When people still believed that the US was gathering intelligence for counter terrorism, it was easy to accept that foreigners would be fair game. Everyone believed surveillance was limited to the few, if any, bad guys that might turn up.
However, the NSA practice of mass surveillance on 509 million Europeans has no grounding in the rule of law. It corrodes the mutual trust expected between allies. Mass surveillance isn't consistent with the cover of counter terrorism that’s used to justify it. It isn't expected between the partners of the NATO military alliance whose forces serve in Afghanistan today, side-by-side with Americans.
To be clear, the draft resolution coming to a vote Wednesday states that the UK, France, Germany, and Sweden have intelligence agencies that may violate privacy rights too. The Digital Habeas Corpus seeks to restore mutual trust among the EU’s 28 members as well as mutual trust with external allies in North America.

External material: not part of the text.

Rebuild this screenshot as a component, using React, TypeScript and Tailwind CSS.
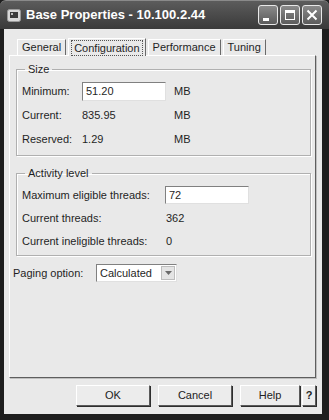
import React from 'react';

const font = "font-['Liberation_Sans',Arial,sans-serif]";

const CaptionButton = ({ children }: { children: React.ReactNode }) => (
  <div className="w-[20px] h-[20px] rounded-[3px] border border-[#e8e8e8] bg-gradient-to-b from-[#8a8a8a] to-[#5c5c5c] flex items-center justify-center">
    {children}
  </div>
);

const Tab = ({ label, active }: { label: string; active?: boolean }) => (
  <div
    className={
      active
        ? 'h-[18px] px-[2px] flex items-center border-l border-t border-[#ffffff] border-r-[#6a6a6a] border-r -mb-px bg-[#e9e9e9] relative'
        : 'h-[16px] px-[4px] flex items-center border-l border-t border-[#ffffff] border-r border-r-[#6a6a6a]'
    }
  >
    {active ? (
      <span className="border border-dotted border-[#555] px-[2px] leading-[14px]">{label}</span>
    ) : (
      <span>{label}</span>
    )}
  </div>
);

const Button = ({ label, w }: { label: string; w: string }) => (
  <div
    className={`${w} h-[21px] flex items-center justify-center border border-t-[#ffffff] border-l-[#ffffff] border-r-[#5a5a5a] border-b-[#5a5a5a] shadow-[1px_1px_0_#2e2e2e] bg-[#ececec] text-[#222]`}
  >
    {label}
  </div>
);

export default function App() {
  return (
    <div className={`${font} w-[329px] h-[420px] bg-[#1e1e1e] flex flex-col text-[11px] text-[#1f1f1f]`}>
      {/* title bar */}
      <div className="h-[29px] shrink-0 bg-gradient-to-b from-[#5c5c5c] to-[#3a3a3a] rounded-t-[6px] flex items-center pl-[7px] pr-[7px] border-t border-[#8a8a8a]">
        <svg width="14" height="13" viewBox="0 0 14 13" className="mr-[5px]">
          <rect x="0.5" y="0.5" width="13" height="12" rx="2" fill="#d8d8d8" stroke="#9a9a9a" />
          <rect x="3" y="3" width="8" height="6" fill="#3a3a3a" />
          <rect x="4" y="4" width="2" height="2" fill="#bdbdbd" />
        </svg>
        <span className="text-white font-bold text-[13px]">Base Properties - 10.100.2.44</span>
        <div className="ml-auto flex gap-[2px]">
          <CaptionButton>
            <div className="w-[6px] h-[3px] bg-white mt-[9px] -ml-[4px]" />
          </CaptionButton>
          <CaptionButton>
            <div className="w-[10px] h-[10px] border border-white border-t-[3px]" />
          </CaptionButton>
          <CaptionButton>
            <svg width="12" height="12" viewBox="0 0 12 12">
              <path d="M1.5 1.5 L10.5 10.5 M10.5 1.5 L1.5 10.5" stroke="#fff" strokeWidth="2" />
            </svg>
          </CaptionButton>
        </div>
      </div>

      {/* client area */}
      <div className="flex-1 mx-[4px] mb-[6px] mr-[7px] bg-[#e9e9e9] flex flex-col">
        {/* tabs */}
        <div className="flex items-end pl-[13px] pt-[9px] gap-[2px]">
          <Tab label="General" />
          <Tab label="Configuration" active />
          <Tab label="Performance" />
          <Tab label="Tuning" />
        </div>

        {/* tab panel */}
        <div className="ml-[5px] mr-[6px] h-[323px] border border-t-[#ffffff] border-l-[#ffffff] border-r-[#5e5e5e] border-b-[#5e5e5e] shadow-[1px_1px_0_#bfbfbf] flex flex-col">
          <fieldset className="ml-[6px] mr-[4px] mt-[7px] border border-[#b0b0b0] shadow-[inset_1px_1px_0_#fff,1px_1px_0_#fff] px-[5px] pb-[6px]">
            <legend className="ml-[3px] px-[3px] leading-[13px]">Size</legend>
            <div className="flex flex-col gap-[5px] mt-[6px]">
              <div className="flex items-center h-[19px]">
                <span className="w-[60px]">Minimum:</span>
                <div className="w-[84px] h-[19px] bg-white border border-t-[#808080] border-l-[#808080] border-r-[#e0e0e0] border-b-[#e0e0e0] flex items-center pl-[3px]">
                  51.20
                </div>
                <span className="ml-[8px]">MB</span>
              </div>
              <div className="flex items-center h-[19px]">
                <span className="w-[60px]">Current:</span>
                <span className="w-[84px]">835.95</span>
                <span className="ml-[8px]">MB</span>
              </div>
              <div className="flex items-center h-[19px]">
                <span className="w-[60px]">Reserved:</span>
                <span className="w-[84px]">1.29</span>
                <span className="ml-[8px]">MB</span>
              </div>
            </div>
          </fieldset>

          <fieldset className="ml-[6px] mr-[4px] mt-[11px] border border-[#b0b0b0] shadow-[inset_1px_1px_0_#fff,1px_1px_0_#fff] px-[5px] pb-[5px]">
            <legend className="ml-[3px] px-[3px] leading-[13px]">Activity level</legend>
            <div className="flex flex-col gap-[5px] mt-[6px]">
              <div className="flex items-center h-[18px]">
                <span className="w-[143px]">Maximum eligible threads:</span>
                <div className="w-[84px] h-[18px] bg-white border border-t-[#808080] border-l-[#808080] border-r-[#e0e0e0] border-b-[#e0e0e0] flex items-center pl-[3px]">
                  72
                </div>
              </div>
              <div className="flex items-center h-[18px]">
                <span className="w-[144px]">Current threads:</span>
                <span>362</span>
              </div>
              <div className="flex items-center h-[18px]">
                <span className="w-[144px]">Current ineligible threads:</span>
                <span>0</span>
              </div>
            </div>
          </fieldset>

          <div className="flex items-center ml-[3px] mt-[8px] h-[18px]">
            <span className="w-[83px]">Paging option:</span>
            <div className="w-[81px] h-[18px] bg-white border border-t-[#808080] border-l-[#808080] border-r-[#e0e0e0] border-b-[#e0e0e0] flex items-center pl-[3px] pr-[1px]">
              <span className="flex-1">Calculated</span>
              <div className="w-[14px] h-[14px] bg-[#e4e4e4] border border-[#bdbdbd] flex items-center justify-center">
                <svg width="7" height="4" viewBox="0 0 7 4">
                  <path d="M0 0 H7 L3.5 4 Z" fill="#6a6a6a" />
                </svg>
              </div>
            </div>
          </div>
        </div>

        {/* buttons */}
        <div className="flex justify-end items-center mt-[7px] mr-[6px] gap-[8px]">
          <Button label="OK" w="w-[74px]" />
          <Button label="Cancel" w="w-[74px]" />
          <div className="flex gap-[2px]">
            <Button label="Help" w="w-[60px]" />
            <div className="w-[14px] h-[21px] flex items-center justify-center border border-t-[#ffffff] border-l-[#ffffff] border-r-[#5a5a5a] border-b-[#5a5a5a] shadow-[1px_1px_0_#2e2e2e] bg-[#ececec] font-bold">
              ?
            </div>
          </div>
        </div>
      </div>
    </div>
  );
}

Mutual trust is the foundation for the treaties and agreements that hold the EU together. The North Atlantic Treaty alliance is still in force. Its signatories are obligated to defend and protect each other in certain situations. In that context, the US looks less and less like a trusted ally and partner. Its behavior would be expected of Russia or China. The EU doesn't have the kind of alliance with them that obligates mutual protection and even if it objects to the spying everyone assumes they do, it has no leverage to address it with them, comparable to the leverage it has within its own circle and with the US.
From the EU side, the last seven months of efforts to restore trust look one-sided.
- The US Treasury Dept refused to answer questions during an inquiry into allegations that it violated the Terrorist Finance Tracking Program (TFTP) agreement with the EU by misusing the access it was given to the Society for Worldwide Interbank Financial Telecommunications (SWIFT). The Treasury Dept admitted that it used the SWIFT system to intervene in the transactions of a bank customer in Europe for activities unrelated to terrorism. However, it would not comment on its procedures for identifying the customer, how the SWIFT data was used, and specifically if an unauthorized department or agent of the US government would have accessed it.
- The US Treasury Dept also refused to comment on whether the US administration was aware of NSA mass surveillance activities before the disclosures by whistle blower Edward Snowden.
- The US confirmed that the NSA collects a wide variety of electronically stored data, including content data and maintains a database of its collection known as PRISM. It refused to answer questions about the scope of its activities. After a series of meetings between EU & US officials, the EU co-chairs of the EU-US Working Group on Data Protection concluded that the legal framework in the US gives the NSA authority to collect all the information it can on any non-US person. This situation places Europeans in a second-class category compared to American citizens.
- Last November, EU Justice Commissioner, Viviane Reding, met with Attorney General Eric Holder to talk about remedies for the deteriorating relations between the EU and US. Reding Holder and Reding issued a joint statement full of reassurances about the steps that would be taken to ensure privacy protection. He cited the work that PCLOB was doing as a good-faith example that “will help restore trust.” In January, PCLOB released its findings. The board said that the NSA's bulk collection of phone records was illegal and ineffective against terrorism and that it should be ended. However, Holder insisted that the "program itself is legal" because the Foreign Intelligence Surveillance Court judges say so. “I think that those other judges, those 15 judges, got it right,” he said.
The United States of America signed the UN International Covenant on Civil and Political Rights on October 5 1977 and it was ratified on June 8 1992.
Article 14
Everyone shall be entitled to a fair and public hearing.
innocent until proved guilty according to law.
Article 17
No one shall be subjected to arbitrary or unlawful interference with his privacy, family, home, or correspondence
Everyone has the right to the protection of the law against such interference or attacks.
Article 18
Everyone shall have the right to freedom of thought, conscience, and religion.
Article 19
Everyone shall have the right to hold opinions without interference.
Everyone shall have the right to freedom of expression.